RE: Probability-The Mathematics that decides Life (A Brief Research Article)
yes you are 100% correct,the probability still remains same 1/2.
But as i understand,
The Law of Large Numbers states that the average of the results from multiple trials will tend to converge to its expected value (e.g. 0.5 in a coin toss experiment) as the sample size increases. The way I understand it, while the first 10 coin tosses may result in an average closer to 0 or 1 rather than 0.5, after 1000 tosses a statistician would expect the average to be very close to 0.5 and definitely 0.5 with an infinite number of trials.
Image source(http://homepage.divms.uiowa.edu/~rdecook/stat1010/notes/Section_6.3_law_large_numbers.pdf)
yes the chance is 1/2 even after a billion trials are made,but i think we dont have to make infinte numbers of trials to get 1/2 result.we may acheive a closer value to 1/2 in million or billion flips.

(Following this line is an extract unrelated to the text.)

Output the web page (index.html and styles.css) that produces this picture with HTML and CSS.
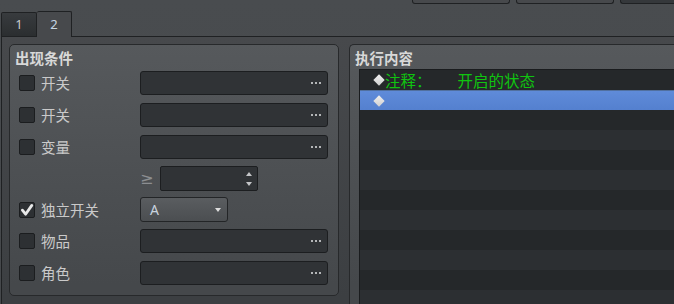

Thats a finite number,my intuition told me that if that was case there might be boys only in one country and girls only in other country(small countries) but that is not happenning,the population is roughly even in finite 'n' trails i.e. 7.4 billion.

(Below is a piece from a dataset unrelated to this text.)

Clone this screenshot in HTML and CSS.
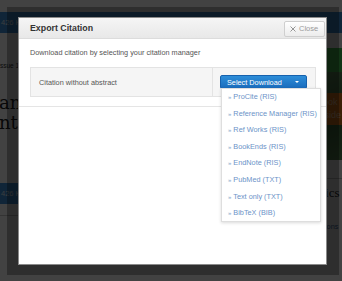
FILE: index.html
```html
<!DOCTYPE html>
<html>
<head>
  <title>Export Citation</title>
  <link rel="stylesheet" href="styles.css">
</head>
<body>
  <div class="page">
    <div class="topbar">426 KB)</div>
    <div class="columns">
      <div class="main">
        <p class="issue">ssue 1, 2015</p>
        <h1 class="title">an Evaluation<br>ntibody Levels</h1>
        <div class="pdf-bar">426 KB)</div>
        <div class="rule"></div>
      </div>
      <div class="aside">
        <div class="green-bar"></div>
        <div class="banner">
          <div class="banner-box">Book<br>Inside</div>
        </div>
        <div class="rule"></div>
        <h3 class="side-title">Topics</h3>
        <a href="#" class="side-link">Citations</a>
      </div>
    </div>
  </div>

  <div class="overlay"></div>

  <div class="modal-frame">
    <div class="modal">
      <div class="modal-header">
        <h2>Export Citation</h2>
        <button class="close">
          <svg width="6" height="6" viewBox="0 0 6 6"><path d="M0.5 0.5L5.5 5.5M5.5 0.5L0.5 5.5" stroke="#8a8a8a" stroke-width="0.9"/></svg>
          Close
        </button>
      </div>
      <div class="modal-body">
        <p class="intro">Download citation by selecting your citation manager</p>
        <div class="citation-row">
          <div class="citation-label">Citation without abstract</div>
          <div class="citation-download">
            <button class="select-download">Select Download <span class="caret"></span></button>
            <ul class="download-menu">
              <li><a href="#"><span class="raquo">&raquo;</span> ProCite (RIS)</a></li>
              <li><a href="#"><span class="raquo">&raquo;</span> Reference Manager (RIS)</a></li>
              <li><a href="#"><span class="raquo">&raquo;</span> Ref Works (RIS)</a></li>
              <li><a href="#"><span class="raquo">&raquo;</span> BookEnds (RIS)</a></li>
              <li><a href="#"><span class="raquo">&raquo;</span> EndNote (RIS)</a></li>
              <li><a href="#"><span class="raquo">&raquo;</span> PubMed (TXT)</a></li>
              <li><a href="#"><span class="raquo">&raquo;</span> Text only (TXT)</a></li>
              <li><a href="#"><span class="raquo">&raquo;</span> BibTeX (BIB)</a></li>
            </ul>
          </div>
        </div>
      </div>
      <div class="modal-footer"></div>
    </div>
  </div>
</body>
</html>
```

FILE: styles.css
```css
body {
  font-family: "Liberation Sans", Arial, sans-serif;
  background-color: #ffffff;
  margin: 0;
  padding: 0;
  overflow: hidden;
}

/* page behind the dialog */
.page {
  padding-top: 12px;
}

.topbar {
  background-color: #3f8fd6;
  color: #dfe9f3;
  height: 21px;
  line-height: 21px;
  font-size: 7.5px;
  padding-left: 1px;
}

.columns {
  display: flex;
}

.main {
  flex: 1;
}

.issue {
  margin: 29px 0 0 0;
  font-size: 6.5px;
  line-height: 8px;
  color: #333;
}

.title {
  margin: 23px 0 0 -1px;
  font-family: "DejaVu Serif", serif;
  font-weight: normal;
  font-size: 18px;
  line-height: 20px;
  color: #222;
}

.pdf-bar {
  margin-top: 50px;
  width: 160px;
  height: 21px;
  line-height: 21px;
  background-color: #3f8fd6;
  color: #dfe9f3;
  font-size: 7.5px;
  padding-left: 1px;
}

.rule {
  border-top: 1px solid #c8c8c8;
}

.main .rule {
  margin-top: 11px;
}

.aside {
  width: 60px;
}

.green-bar {
  margin-top: 15px;
  height: 24px;
  background-color: #48c855;
}

.banner {
  height: 88px;
  padding-top: 21px;
  box-sizing: border-box;
  background: linear-gradient(160deg, #6f9f6a, #3c6a3c 60%, #5b8a55);
}

.banner-box {
  margin-left: 32px;
  height: 32px;
  padding: 3px 0 0 3px;
  box-sizing: border-box;
  background-color: #e27a1c;
  color: #f4c9a0;
  font-size: 9px;
  line-height: 13px;
}

.aside .rule {
  margin-top: 18px;
}

.side-title {
  margin: 6px 0 0 23px;
  font-family: "Liberation Serif", serif;
  font-weight: normal;
  font-size: 13px;
  line-height: 16px;
  color: #222;
}

.side-link {
  display: block;
  margin: 21px 0 0 28px;
  font-size: 7.3px;
  color: #3a6ea8;
  text-decoration: none;
}

/* dim layers */
.overlay {
  position: fixed;
  left: 0;
  top: 0;
  right: 0;
  bottom: 0;
  background-color: rgba(0, 0, 0, 0.74);
}

.modal-frame {
  position: fixed;
  left: 7px;
  top: 7px;
  width: 332px;
  height: 268px;
  box-sizing: border-box;
  padding: 10px 12px 10px 11px;
  background-color: rgba(0, 0, 0, 0.3);
}

.modal {
  height: 100%;
  box-sizing: border-box;
  background-color: white;
  border: 1px solid #8a8a8a;
  display: flex;
  flex-direction: column;
}

.modal-header {
  height: 21px;
  box-sizing: border-box;
  border-bottom: 1px solid #dcdcdc;
  background: linear-gradient(#f5f5f5, #e8e8e8);
  display: flex;
  align-items: center;
  justify-content: space-between;
  padding: 0 1px 0 11px;
}

.modal-header h2 {
  margin: 0;
  font-size: 8.8px;
  font-weight: bold;
  color: #333;
}

.close {
  height: 16px;
  width: 41px;
  padding: 0 0 0 5px;
  border: 1px solid #cfcfcf;
  border-radius: 2px;
  background: linear-gradient(#ffffff, #ececec);
  color: #9a9a9a;
  font-family: "Liberation Sans", Arial, sans-serif;
  font-size: 7.5px;
  display: flex;
  align-items: center;
  gap: 3px;
  margin-top: 1px;
}

.modal-body {
  padding: 9px 10px 9px 11px;
}

.intro {
  margin: 0;
  font-size: 7.3px;
  line-height: 10px;
  color: #555;
}

.citation-row {
  margin-top: 9px;
  height: 30px;
  box-sizing: border-box;
  display: flex;
  background-color: #f5f5f5;
  border: 1px solid #e3e3e3;
}

.citation-label {
  flex: 1;
  border-right: 1px solid #e3e3e3;
  padding-left: 8px;
  font-size: 7.3px;
  color: #555;
  display: flex;
  align-items: center;
}

.citation-download {
  width: 102px;
  position: relative;
  padding: 7px 0 0 7px;
  box-sizing: border-box;
}

.select-download {
  width: 87px;
  height: 14px;
  box-sizing: border-box;
  border: 1px solid #1661ad;
  border-radius: 2px;
  background: linear-gradient(#2d8dd8, #1a6cbd);
  color: white;
  font-family: "Liberation Sans", Arial, sans-serif;
  font-size: 7.3px;
  padding: 0 0 0 6px;
  display: flex;
  align-items: center;
  justify-content: space-between;
}

.caret {
  width: 0;
  height: 0;
  border-left: 2.5px solid transparent;
  border-right: 2.5px solid transparent;
  border-top: 2.5px solid white;
  margin-right: 7px;
}

.download-menu {
  position: absolute;
  left: 8px;
  top: 20px;
  width: 100px;
  height: 134px;
  box-sizing: border-box;
  margin: 0;
  padding: 0;
  list-style: none;
  background-color: white;
  border: 1px solid #dedede;
  box-shadow: 0 1px 3px rgba(0, 0, 0, 0.15);
}

.download-menu li a {
  display: block;
  padding-left: 6px;
  line-height: 16.6px;
  font-size: 7.3px;
  color: #6c93c8;
  text-decoration: none;
  white-space: nowrap;
}

.raquo {
  font-size: 6px;
  color: #7f9fc9;
}

.modal-footer {
  flex: 1;
  border-top: 1px solid #e5e5e5;
}
```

so i concluded that i should excpect or chance is more to get head in next trail in 1000tail/1000toss than 100tail/100toss.
I drawed the conclusion intuitionally,it might or might not be correct. But
Indeed, the law of large numbers requires that the number of trials go to infinity. But any finite number is an infinite distance removed from infinity. Hence, even for a large amount of trials the law of large numbers cannot be applied. More generally, limiting behaviour is only valid in the limit and nowhere else.